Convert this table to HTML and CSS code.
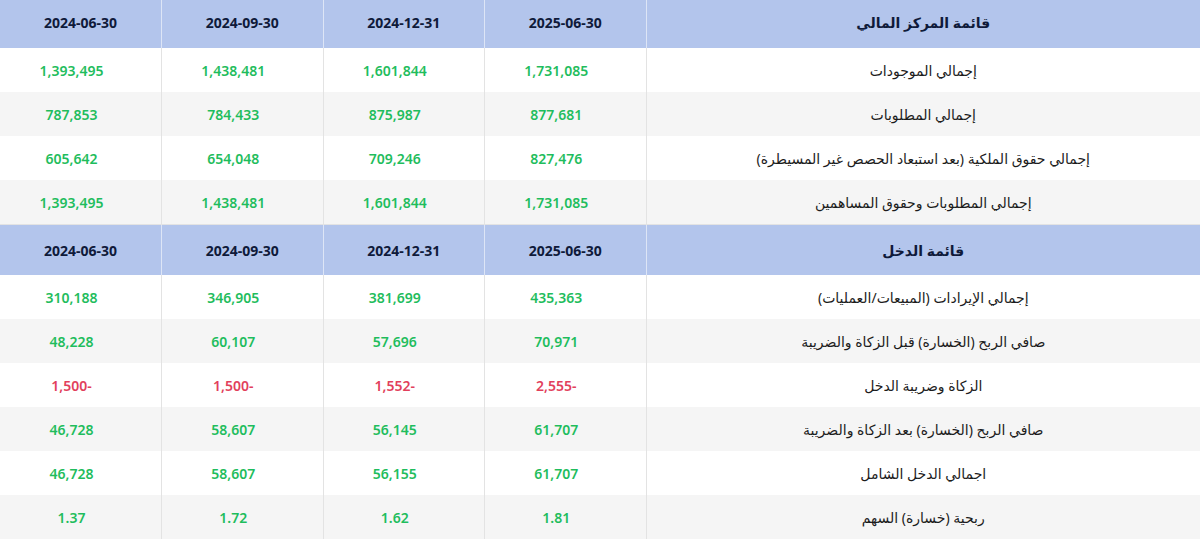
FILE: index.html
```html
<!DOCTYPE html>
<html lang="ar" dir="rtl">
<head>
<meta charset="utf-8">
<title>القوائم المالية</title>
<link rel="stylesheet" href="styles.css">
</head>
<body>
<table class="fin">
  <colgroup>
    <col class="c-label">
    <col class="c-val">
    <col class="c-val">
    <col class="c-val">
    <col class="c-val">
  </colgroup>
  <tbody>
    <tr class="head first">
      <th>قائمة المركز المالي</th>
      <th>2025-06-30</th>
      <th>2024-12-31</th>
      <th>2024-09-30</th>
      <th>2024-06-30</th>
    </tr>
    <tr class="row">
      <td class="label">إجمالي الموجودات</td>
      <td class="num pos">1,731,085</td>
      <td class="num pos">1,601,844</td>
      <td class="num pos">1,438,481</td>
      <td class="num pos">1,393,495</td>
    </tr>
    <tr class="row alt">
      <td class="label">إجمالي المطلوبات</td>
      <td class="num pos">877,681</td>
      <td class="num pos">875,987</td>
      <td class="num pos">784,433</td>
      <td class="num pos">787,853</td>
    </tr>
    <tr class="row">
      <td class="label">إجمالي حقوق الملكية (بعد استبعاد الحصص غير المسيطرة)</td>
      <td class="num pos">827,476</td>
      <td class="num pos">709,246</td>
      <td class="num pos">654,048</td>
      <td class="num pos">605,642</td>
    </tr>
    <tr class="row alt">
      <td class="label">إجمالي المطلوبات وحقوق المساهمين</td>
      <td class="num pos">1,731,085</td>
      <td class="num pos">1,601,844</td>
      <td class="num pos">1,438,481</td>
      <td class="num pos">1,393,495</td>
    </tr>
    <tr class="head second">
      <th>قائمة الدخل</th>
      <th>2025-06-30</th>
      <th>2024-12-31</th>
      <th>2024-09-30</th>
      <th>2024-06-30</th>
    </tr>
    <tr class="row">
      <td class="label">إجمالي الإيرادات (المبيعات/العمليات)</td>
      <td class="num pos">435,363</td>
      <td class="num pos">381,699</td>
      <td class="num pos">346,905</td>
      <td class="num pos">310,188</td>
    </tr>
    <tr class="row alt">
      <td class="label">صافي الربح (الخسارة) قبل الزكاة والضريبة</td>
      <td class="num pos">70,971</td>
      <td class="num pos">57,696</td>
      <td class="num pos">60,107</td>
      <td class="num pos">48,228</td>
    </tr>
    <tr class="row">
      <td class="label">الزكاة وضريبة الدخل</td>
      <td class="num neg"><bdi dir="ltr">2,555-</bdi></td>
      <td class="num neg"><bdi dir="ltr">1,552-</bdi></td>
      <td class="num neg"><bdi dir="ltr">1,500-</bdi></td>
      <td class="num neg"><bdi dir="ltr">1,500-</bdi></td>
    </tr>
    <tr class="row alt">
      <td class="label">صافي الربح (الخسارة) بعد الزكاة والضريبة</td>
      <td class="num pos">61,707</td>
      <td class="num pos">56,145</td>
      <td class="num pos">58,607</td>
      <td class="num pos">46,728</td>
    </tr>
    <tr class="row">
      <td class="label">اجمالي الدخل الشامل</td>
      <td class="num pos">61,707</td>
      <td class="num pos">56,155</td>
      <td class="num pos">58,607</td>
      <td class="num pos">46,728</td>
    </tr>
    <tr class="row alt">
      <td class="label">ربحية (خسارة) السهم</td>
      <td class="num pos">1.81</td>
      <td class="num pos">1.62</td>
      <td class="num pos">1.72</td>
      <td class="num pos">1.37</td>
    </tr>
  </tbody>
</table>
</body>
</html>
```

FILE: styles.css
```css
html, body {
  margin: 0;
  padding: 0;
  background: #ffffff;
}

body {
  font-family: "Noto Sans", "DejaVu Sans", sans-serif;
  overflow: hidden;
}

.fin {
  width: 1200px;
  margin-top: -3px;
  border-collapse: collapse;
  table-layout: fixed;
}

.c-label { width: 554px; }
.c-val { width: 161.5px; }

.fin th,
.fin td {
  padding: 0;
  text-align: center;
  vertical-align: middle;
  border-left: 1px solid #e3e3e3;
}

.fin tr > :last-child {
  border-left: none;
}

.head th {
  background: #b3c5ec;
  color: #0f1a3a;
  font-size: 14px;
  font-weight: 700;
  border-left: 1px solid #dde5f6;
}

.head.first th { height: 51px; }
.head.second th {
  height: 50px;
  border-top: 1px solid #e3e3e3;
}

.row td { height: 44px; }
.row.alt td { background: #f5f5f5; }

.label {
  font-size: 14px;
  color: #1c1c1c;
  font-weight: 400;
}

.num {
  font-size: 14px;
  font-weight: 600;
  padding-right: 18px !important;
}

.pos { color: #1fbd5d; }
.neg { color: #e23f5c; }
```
· · · · ·
▸ Task brief
Copy out every line in the listing where the word "table" appears.

▸ Problem solution
Convert this table to HTML and CSS code.
<table class="fin">
</table>
  table-layout: fixed;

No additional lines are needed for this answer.